Institutional investors have mostly stayed away because of the regulatory uncertainty surrounding Bitcoin. However, regulating the market means billions of dollars would be pumped into the cryptocurrency by institutional investors.
Already, mobile payment platforms like WeChat Pay, AliPay, and Paypal are phasing out the use of plastic cards. Bitcoin offers even better advantages than those payment platforms. With Bitcoin, users enjoy faster transactions, transparency, lower transaction fees, and more.
All these features are making Bitcoin more popular. According to a survey, roughly 18% of students based in the United States hold Bitcoin or another form of cryptocurrencies. Once the regulatory challenges have been overcome, Bitcoin will become a leader in the global monetary system.
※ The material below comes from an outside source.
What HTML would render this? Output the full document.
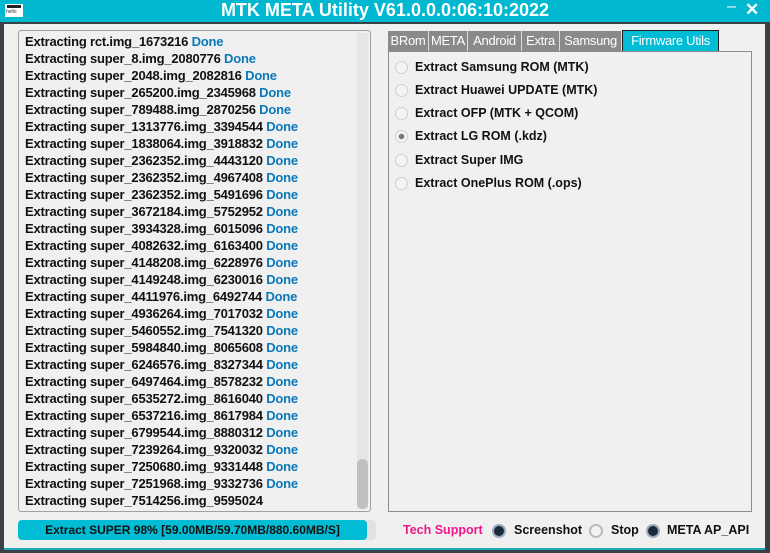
<!DOCTYPE html>
<html><head><style>
body{margin:0;width:770px;height:553px;background:#3a4046;position:relative;overflow:hidden;font-family:"Liberation Sans",sans-serif;}
.t{position:absolute;left:0;top:0;width:770px;height:22px;background:#00b9d1;}
.t .h{position:absolute;left:0;width:770px;text-align:center;top:0px;color:#fff;font-weight:bold;font-size:18px;}
.body{position:absolute;left:4px;top:24px;width:761px;height:524px;background:#f0f0f0;}
.bl{position:absolute;left:4px;top:548px;width:761px;height:2px;background:#1fa9bd;}
.log{position:absolute;left:18px;top:30px;width:351px;height:480px;border:1px solid #a0a0a0;border-radius:3px;background:#f0f0f0;}
.ln{position:absolute;left:6px;font-weight:bold;font-size:13px;color:#111;white-space:nowrap;letter-spacing:-0.2px}
.ln b{color:#0b78b8}
.sb{position:absolute;left:338px;top:2px;width:11px;height:476px;background:#e6e6e6;}
.th{position:absolute;left:338px;top:428px;width:11px;height:50px;background:#c0c0c0;border-radius:5px}
.tab{position:absolute;top:31px;height:20px;background:#8a8a8a;color:#fff;font-size:13px;line-height:20px;text-align:center;border-right:1px solid #ddd;letter-spacing:-0.3px}
.panel{position:absolute;left:388px;top:51px;width:362px;height:459px;border:1px solid #8c8c8c;background:#f0f0f0}
.r{position:absolute;left:395px;font-weight:bold;font-size:12.5px;color:#111}
.r i{position:absolute;left:0;top:1px;width:11px;height:11px;border:1px solid #d0d0d0;border-radius:50%;background:#f4f4f4}
.r span{position:absolute;left:20px;white-space:nowrap}
.pb{position:absolute;left:18px;top:520px;width:349px;height:20px;background:#00bcd4;border-radius:4px;font-weight:bold;font-size:12px;line-height:20px;text-align:center;color:#111}
.bt{position:absolute;top:523px;font-weight:bold;font-size:12.5px;color:#111;white-space:nowrap}
.rd{position:absolute;top:524px;width:10px;height:10px;border-radius:50%;background:#1b2a3a;border:2px solid #9ab}
</style></head><body>
<div class="t"><div class="h">MTK META Utility V61.0.0.0:06:10:2022</div>
<div style="position:absolute;left:5px;top:4px;width:18px;height:13px;background:#fff"><div style="margin:1px 2px;height:3px;background:#222"></div><div style="font-size:5px;color:#333;margin-left:1px">hello</div></div>
<div style="position:absolute;left:727px;top:-2px;color:#fff;font-size:16px">–</div>
<div style="position:absolute;left:745px;top:0px;color:#fff;font-size:17px;font-weight:bold">✕</div></div>
<div class="body"></div><div class="bl"></div>
<div class="log">
<div class="ln" style="top:3px">Extracting rct.img_1673216 <b>Done</b></div>
<div class="ln" style="top:20px">Extracting super_8.img_2080776 <b>Done</b></div>
<div class="ln" style="top:37px">Extracting super_2048.img_2082816 <b>Done</b></div>
<div class="ln" style="top:54px">Extracting super_265200.img_2345968 <b>Done</b></div>
<div class="ln" style="top:71px">Extracting super_789488.img_2870256 <b>Done</b></div>
<div class="ln" style="top:88px">Extracting super_1313776.img_3394544 <b>Done</b></div>
<div class="ln" style="top:105px">Extracting super_1838064.img_3918832 <b>Done</b></div>
<div class="ln" style="top:122px">Extracting super_2362352.img_4443120 <b>Done</b></div>
<div class="ln" style="top:139px">Extracting super_2362352.img_4967408 <b>Done</b></div>
<div class="ln" style="top:156px">Extracting super_2362352.img_5491696 <b>Done</b></div>
<div class="ln" style="top:173px">Extracting super_3672184.img_5752952 <b>Done</b></div>
<div class="ln" style="top:190px">Extracting super_3934328.img_6015096 <b>Done</b></div>
<div class="ln" style="top:207px">Extracting super_4082632.img_6163400 <b>Done</b></div>
<div class="ln" style="top:224px">Extracting super_4148208.img_6228976 <b>Done</b></div>
<div class="ln" style="top:241px">Extracting super_4149248.img_6230016 <b>Done</b></div>
<div class="ln" style="top:258px">Extracting super_4411976.img_6492744 <b>Done</b></div>
<div class="ln" style="top:275px">Extracting super_4936264.img_7017032 <b>Done</b></div>
<div class="ln" style="top:292px">Extracting super_5460552.img_7541320 <b>Done</b></div>
<div class="ln" style="top:309px">Extracting super_5984840.img_8065608 <b>Done</b></div>
<div class="ln" style="top:326px">Extracting super_6246576.img_8327344 <b>Done</b></div>
<div class="ln" style="top:343px">Extracting super_6497464.img_8578232 <b>Done</b></div>
<div class="ln" style="top:360px">Extracting super_6535272.img_8616040 <b>Done</b></div>
<div class="ln" style="top:377px">Extracting super_6537216.img_8617984 <b>Done</b></div>
<div class="ln" style="top:394px">Extracting super_6799544.img_8880312 <b>Done</b></div>
<div class="ln" style="top:411px">Extracting super_7239264.img_9320032 <b>Done</b></div>
<div class="ln" style="top:428px">Extracting super_7250680.img_9331448 <b>Done</b></div>
<div class="ln" style="top:445px">Extracting super_7251968.img_9332736 <b>Done</b></div>
<div class="ln" style="top:462px">Extracting super_7514256.img_9595024</div>
<div class="sb"></div><div class="th"></div>
</div>
<div class="tab" style="left:388px;width:40px">BRom</div>
<div class="tab" style="left:429px;width:38px">META</div>
<div class="tab" style="left:468px;width:53px">Android</div>
<div class="tab" style="left:522px;width:37px">Extra</div>
<div class="tab" style="left:560px;width:61px">Samsung</div>
<div class="tab" style="left:622px;width:95px;background:#00bcd4;border:1px solid #222;top:30px;height:21px">Firmware Utils</div>
<div class="panel"></div>
<div class="r" style="top:60px"><i></i><span>Extract Samsung ROM (MTK)</span></div>
<div class="r" style="top:83px"><i></i><span>Extract Huawei UPDATE (MTK)</span></div>
<div class="r" style="top:106px"><i></i><span>Extract OFP (MTK + QCOM)</span></div>
<div class="r" style="top:129px"><i style="background:radial-gradient(circle,#777 0 2.5px,#f4f4f4 3px)"></i><span>Extract LG ROM (.kdz)</span></div>
<div class="r" style="top:153px"><i></i><span>Extract Super IMG</span></div>
<div class="r" style="top:176px"><i></i><span>Extract OnePlus ROM (.ops)</span></div>
<div style="position:absolute;left:18px;top:520px;width:358px;height:20px;background:#e2e2e2;border-radius:4px"></div>
<div class="pb">Extract SUPER 98% [59.00MB/59.70MB/880.60MB/S]</div>
<div class="bt" style="left:403px;color:#f0168a">Tech Support</div>
<div class="rd" style="left:492px"></div>
<div class="bt" style="left:514px">Screenshot</div>
<div class="rd" style="left:589px;background:#f4f4f4;border-color:#bbb"></div>
<div class="bt" style="left:611px">Stop</div>
<div class="rd" style="left:646px"></div>
<div class="bt" style="left:667px">META AP_API</div>
</body></html>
Bitcoin is the leading and most valuable digital currency in the world. Although it is touted as a currency, its performance over the years suggests it is more of an asset than a currency. Its price volatility over the years has seen it outperform Gold by thousands of percentage. Bitcoin’s market cap is small compared to Gold, implying that it has massive room for growth over the next few decades. Overall, Bitcoin is changing the global financial system, and it is ushering in a new dawn in the global economy.